Gelsenkirchen. Aus nächster Nähe gab der 64-Jährige Schüsse auf seine Chefin und ihre Schwester ab. Beide überlebten knapp. Vor Gericht schweigt der Angeklagte.
Sie ist realistisch. „Zehntausend Schutzengel“, so schätzt die 51-Jährige, hätten ihr wohl am 12. Juli vergangenen Jahres auf ihrem Reiterhof zur Seite gestanden. Denn es grenzt tatsächlich an ein Wunder, dass Claudia B. und ihre Zwillingsschwester die Bauchschüsse aus nächster Nähe überlebten.

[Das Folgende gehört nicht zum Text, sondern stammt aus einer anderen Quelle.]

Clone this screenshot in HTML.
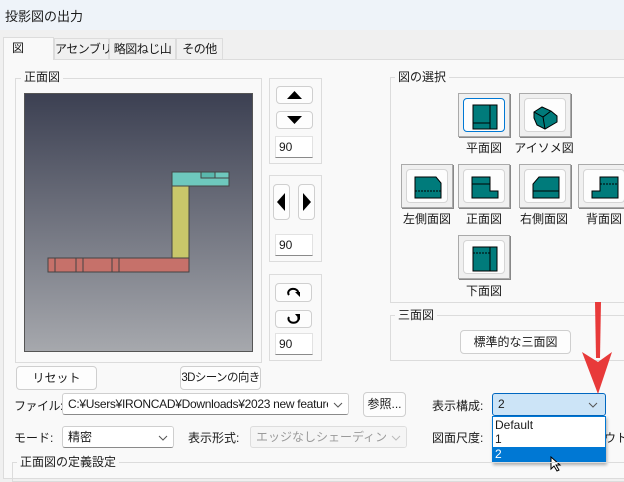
<!DOCTYPE html>
<html><head><meta charset="utf-8"><style>
*{box-sizing:border-box;margin:0;padding:0;white-space:nowrap}
body{width:624px;height:472px;overflow:hidden;background:#f0f0f0;font-family:"Liberation Sans","Noto Sans CJK JP",sans-serif;font-size:12px;color:#1a1a1a;position:relative}
.a{position:absolute}
.title{left:0;top:0;width:624px;height:30px;background:#eef3f9;padding:6px 5px;font-size:13px}
.panel{left:3px;top:59px;width:624px;height:420px;background:#f9f9f9;border:1px solid #dcdcdc}
.tab{top:38px;height:21px;border:1px solid #dcdcdc;border-bottom:none;background:#f0f0f0;text-align:center;line-height:20px;letter-spacing:-0.5px}
.grp{border:1px solid #dcdcdc}
.lg{background:#f9f9f9;padding:0 3px;line-height:14px}
.btn{background:#fdfdfd;border:1px solid #cfcfcf;border-radius:4px;text-align:center}
.inp{background:#fff;border:1px solid #e2e2e2;border-bottom:1px solid #8a8a8a;padding-left:3px;line-height:20px}
.vb{width:52px;height:44px;background:#f0f0f0;border:1px solid #aaa;box-shadow:1px 1px 0 #888}
.vb .in{position:absolute;left:4px;top:4px;width:42px;height:34px;background:#fdfdfd;border:1px solid #d5d5d5;border-radius:4px}
.lbl{text-align:center;width:70px}
.cb{background:#fff;border:1px solid #cfcfcf;border-bottom:1px solid #8a8a8a;border-radius:3px;padding-left:5px;line-height:20px;overflow:hidden}
.chev{position:absolute;right:0;top:0;width:20px;height:20px;background:inherit}
</style></head><body>
<div class="a title">投影図の出力</div>
<div class="a panel"></div>
<div class="a tab" style="left:3px;top:37px;width:51px;height:23px;background:#f9f9f9;text-align:left;padding-left:8px">図</div>
<div class="a tab" style="left:54px;width:55px">アセンブリ</div>
<div class="a tab" style="left:109px;width:67px">略図ねじ山</div>
<div class="a tab" style="left:176px;width:47px">その他</div>

<div class="a grp" style="left:15px;top:78px;width:247px;height:285px"></div>
<div class="a lg" style="left:21px;top:70px">正面図</div>
<div class="a" style="left:24px;top:93px;width:229px;height:259px;border:1px solid #555;background:linear-gradient(#3c4052,#a6a8ad)"></div>
<svg class="a" style="left:24px;top:93px" width="229" height="259">
<rect x="148" y="79" width="57" height="14" fill="#6ec8bd" stroke="#444"/>
<rect x="177" y="79" width="14" height="6" fill="#5ab8ad" stroke="#444"/>
<rect x="191" y="79" width="14" height="6" fill="#6ec8bd" stroke="#444"/>
<rect x="148" y="93" width="17" height="72" fill="#c9c76a" stroke="#444"/>
<rect x="24" y="165" width="141" height="14" fill="#c6716a" stroke="#444"/>
<line x1="31" y1="165" x2="31" y2="179" stroke="#444"/>
<line x1="52" y1="165" x2="52" y2="179" stroke="#444"/>
<line x1="59" y1="165" x2="59" y2="179" stroke="#444"/>
<line x1="88" y1="165" x2="88" y2="179" stroke="#444"/>
<line x1="95" y1="165" x2="95" y2="179" stroke="#444"/>
</svg>

<div class="a grp" style="left:269px;top:78px;width:53px;height:86px"></div>
<div class="a btn" style="left:276px;top:86px;width:37px;height:18px"><svg width="35" height="16"><path d="M10 12L17.5 4L25 12Z"/></svg></div>
<div class="a btn" style="left:276px;top:111px;width:37px;height:18px"><svg width="35" height="16"><path d="M10 4L17.5 12L25 4Z"/></svg></div>
<div class="a inp" style="left:275px;top:136px;width:38px;height:22px">90</div>

<div class="a grp" style="left:269px;top:175px;width:53px;height:87px"></div>
<div class="a btn" style="left:273px;top:184px;width:17px;height:36px"><svg width="15" height="34"><path d="M3 17L11 8V26Z"/></svg></div>
<div class="a btn" style="left:298px;top:184px;width:17px;height:36px"><svg width="15" height="34"><path d="M12 17L4 8V26Z"/></svg></div>
<div class="a inp" style="left:275px;top:234px;width:38px;height:22px">90</div>

<div class="a grp" style="left:269px;top:274px;width:53px;height:87px"></div>
<div class="a btn" style="left:275px;top:283px;width:37px;height:19px"><svg width="35" height="17"><path d="M13 11A5 4 0 1 1 22 10" fill="none" stroke="#000" stroke-width="2"/><path d="M19 8L24 8L24 13Z"/></svg></div>
<div class="a btn" style="left:275px;top:310px;width:37px;height:18px"><svg width="35" height="16"><path d="M13 6A5 4 0 1 0 22 6" fill="none" stroke="#000" stroke-width="2"/><path d="M19 3L24 3L24 9Z"/></svg></div>
<div class="a inp" style="left:275px;top:333px;width:38px;height:22px">90</div>

<div class="a grp" style="left:390px;top:77px;width:240px;height:226px"></div>
<div class="a lg" style="left:395px;top:70px">図の選択</div>
<div class="a vb" style="left:458px;top:93px"><div class="in" style="border:1px solid #0078d4"></div><svg class="a" style="left:13px;top:10px" width="26" height="26"><rect x="1" y="1" width="24" height="24" fill="#007b7b" stroke="#000"/><line x1="18" y1="1" x2="18" y2="25" stroke="#000"/><line x1="1" y1="19" x2="18" y2="19" stroke="#000"/></svg></div>
<div class="a vb" style="left:519px;top:93px"><div class="in"></div><svg class="a" style="left:13px;top:10px" width="26" height="26"><path d="M1 8L9 3L18 7L24 12L24 18L12 25L4 21L1 14Z" fill="#007b7b" stroke="#000"/><path d="M1 8L10 13L18 7M10 13L12 25" fill="none" stroke="#000"/></svg></div>
<div class="a lbl" style="left:449px;top:139px">平面図</div>
<div class="a lbl" style="left:509px;top:139px">アイソメ図</div>

<div class="a vb" style="left:401px;top:164px"><div class="in"></div><svg class="a" style="left:12px;top:11px" width="28" height="24"><path d="M1 1H22L27 7V22H1Z" fill="#007b7b" stroke="#000"/><line x1="1" y1="15" x2="27" y2="15" stroke="#000" stroke-dasharray="2 1"/></svg></div>
<div class="a vb" style="left:458px;top:164px"><div class="in"></div><svg class="a" style="left:12px;top:11px" width="28" height="24"><path d="M1 1H19V15H27V22H1Z" fill="#007b7b" stroke="#000"/><line x1="1" y1="8" x2="19" y2="8" stroke="#000"/></svg></div>
<div class="a vb" style="left:519px;top:164px"><div class="in"></div><svg class="a" style="left:12px;top:11px" width="28" height="24"><path d="M7 1H27V22H1V8Z" fill="#007b7b" stroke="#000"/><line x1="1" y1="15" x2="27" y2="15" stroke="#000"/></svg></div>
<div class="a vb" style="left:578px;top:164px"><div class="in"></div><svg class="a" style="left:12px;top:11px" width="28" height="24"><path d="M9 1H27V22H1V15H9Z" fill="#007b7b" stroke="#000"/><line x1="9" y1="8" x2="27" y2="8" stroke="#000" stroke-dasharray="2 1"/></svg></div>
<div class="a lbl" style="left:392px;top:210px">左側面図</div>
<div class="a lbl" style="left:449px;top:210px">正面図</div>
<div class="a lbl" style="left:509px;top:210px">右側面図</div>
<div class="a lbl" style="left:569px;top:210px">背面図</div>

<div class="a vb" style="left:458px;top:235px"><div class="in"></div><svg class="a" style="left:13px;top:10px" width="26" height="26"><rect x="1" y="1" width="24" height="24" fill="#007b7b" stroke="#000"/><line x1="18" y1="1" x2="18" y2="25" stroke="#000"/><line x1="1" y1="7" x2="18" y2="7" stroke="#000" stroke-dasharray="2 1"/></svg></div>
<div class="a lbl" style="left:449px;top:282px">下面図</div>

<div class="a grp" style="left:390px;top:315px;width:240px;height:46px"></div>
<div class="a lg" style="left:395px;top:308px">三面図</div>
<div class="a btn" style="left:460px;top:330px;width:111px;height:24px;line-height:22px">標準的な三面図</div>

<div class="a btn" style="left:16px;top:366px;width:81px;height:24px;line-height:22px">リセット</div>
<div class="a btn" style="left:180px;top:366px;width:81px;height:24px;line-height:22px;letter-spacing:-0.6px;font-size:11.5px">3Dシーンの向き</div>

<div class="a" style="left:14px;top:397px;letter-spacing:-0.5px">ファイル:</div>
<div class="a cb" style="left:62px;top:393px;width:287px;height:22px;letter-spacing:-0.3px">C:¥Users¥IRONCAD¥Downloads¥2023 new features<svg class="chev" style="background:#fff"><path d="M6 9L10 13L14 9" fill="none" stroke="#555"/></svg></div>
<div class="a btn" style="left:363px;top:392px;width:43px;height:25px;line-height:23px">参照...</div>
<div class="a" style="left:432px;top:397px">表示構成:</div>
<div class="a cb" style="left:492px;top:393px;width:114px;height:23px;background:#cce4f7;border:1px solid #0067c0">2<svg class="chev" style="right:2px"><path d="M6 9L10 13L14 9" fill="none" stroke="#555"/></svg></div>

<div class="a" style="left:14px;top:429px">モード:</div>
<div class="a cb" style="left:62px;top:426px;width:112px;height:22px">精密<svg class="chev"><path d="M6 9L10 13L14 9" fill="none" stroke="#555"/></svg></div>
<div class="a" style="left:188px;top:429px">表示形式:</div>
<div class="a cb" style="left:250px;top:426px;width:157px;height:22px;color:#9a9a9a;background:#f5f5f5;border-color:#ddd">エッジなしシェーディング<svg class="chev"><path d="M6 9L10 13L14 9" fill="none" stroke="#bbb"/></svg></div>
<div class="a" style="left:432px;top:429px">図面尺度:</div>
<div class="a" style="left:604px;top:429px;width:20px;overflow:hidden">ウト設</div>

<div class="a" style="left:492px;top:416px;width:114px;height:47px;background:#fff;border:1px solid #0078d4;box-shadow:1px 2px 3px rgba(0,0,0,.3)">
<div style="padding-left:2px;height:15px;line-height:16px">Default</div>
<div style="padding-left:2px;height:15px;line-height:15px">1</div>
<div style="padding-left:2px;height:15px;line-height:15px;background:#0078d4;color:#fff">2</div>
</div>
<svg class="a" style="left:550px;top:456px" width="14" height="16"><path d="M1 1V13L4 10L7 15L9 14L6 9H10Z" fill="#fff" stroke="#000"/></svg>

<div class="a grp" style="left:12px;top:462px;width:620px;height:20px"></div>
<div class="a lg" style="left:17px;top:455px">正面図の定義設定</div>

<svg class="a" style="left:578px;top:300px" width="40" height="95"><path d="M17 2L23 2L22 58L18 58Z" fill="#e83a3a"/><path d="M4 52L20 94L34 52L20 62Z" fill="#e83a3a"/></svg>
</body></html>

Seit Donnerstag muss sich der 64 Jahre alte Edgar T. aus Oberhausen vor dem Essener Schwurgericht verantworten.
Erklären kann sich diese Tat aus heiterem Himmel bislang noch niemand. Der Schütze auf der Anklagebank, ein eher schmächtiger, gepflegt wirkender Mann, könnte weiterhelfen, könnte den Opfern die Ungewissheit nehmen. Aber Edgar T. schweigt zu den Vorwürfen, die Staatsanwalt Gabriel Wais gegen ihn erhebt. Versuchten Mord und gefährliche Körperverletzung wirft der Ankläger dem Mann aus dem Oberhausener Stadtteil Osterfeld vor. Heimtückisch habe er auf die arg- und wehrlose Frau geschossen.
Angeklagtem drohte die Zwangsräumung
Seit vielen Jahren kennen Täter und Opfer sich. Zuletzt hatte die 51 Jahre alte Gelsenkirchenerin, die schon in vielen Branchen aktiv war und den Oberhausener im Immobiliengeschäft beschäftigt hatte, in der Nähe der Gelsenkirchener Trabrennbahn einen Reitpark aufgebaut. „Gut Nienhausen“ nannte sie das aus Fachwerkhäusern gebildete Ensemble, das sie 2011 erworben hatte. Mit Botengängen beschäftigte sie ihn dort, ließ den 64-Jährigen, der sich ihr als Stahlbetoningenieur vorgestellt hatte, kleinere Bauprojekte auf dem Gut leiten.
Auch interessant
Die Anklage sagt, dass das Verhältnis der beiden seit Ende 2003 nicht mehr ungetrübt gewesen sei. Hintergrund könnten seine Wohnungsprobleme in Osterfeld gewesen sein, weil ihm nach dem Tod seiner Mutter, mit der er zusammengelebt hatte, die Zwangsräumung drohte. Seiner Bitte, auf dem Hof in Feldmark einzuziehen, hatte Claudia B. nicht entsprochen. Sie fürchtete wohl sein langjähriges Alkoholproblem.
Nichts deutete am Tattag darauf hin, in welcher Verfassung sich Edgar T. befand. Nach einem Streit hatte er Claudia B. um ein klärendes Gespräch gebeten. Doch sie gab Reitstunden für Kinder, die sie nicht allein lassen durfte.
Waffenarsenal in der Wohnung gefunden
Als sie über den Hof ging, stoppte Edgar T. sie mit der Waffe in der Hand. „Du wirst Deine Träume nicht mehr erleben.“ Dann schoss er ihr in den Bauch. Sie hielt die Hände über die Wunde, er schoss ein zweites Mal, verletzte sie wieder, diesmal am Finger. „Edgar, wir sind doch Freunde“, rief sie, bevor sie zusammensackte.
Als mehrere Kinder und Erwachsene näher rückten, wehrte er sie ab: „Macht euch weg!“ Dass die Schwester der Angeschossenen auftauchte, veranlasste ihn zu einem Schuss in deren Bauch. Erst als beide am Boden lagen, ließ er ab, setzte sich ins Auto und fuhr weg.
Später hatte der so schweigsame Angeklagte sich widerstandslos festnehmen lassen. In seiner Wohnung entdeckte die Polizei ein ganzes Waffenarsenal. Dass aber auch im Keller hunderte von Patronen und Waffen lagen, entdeckte erst der Nachmieter beim Aufräumen.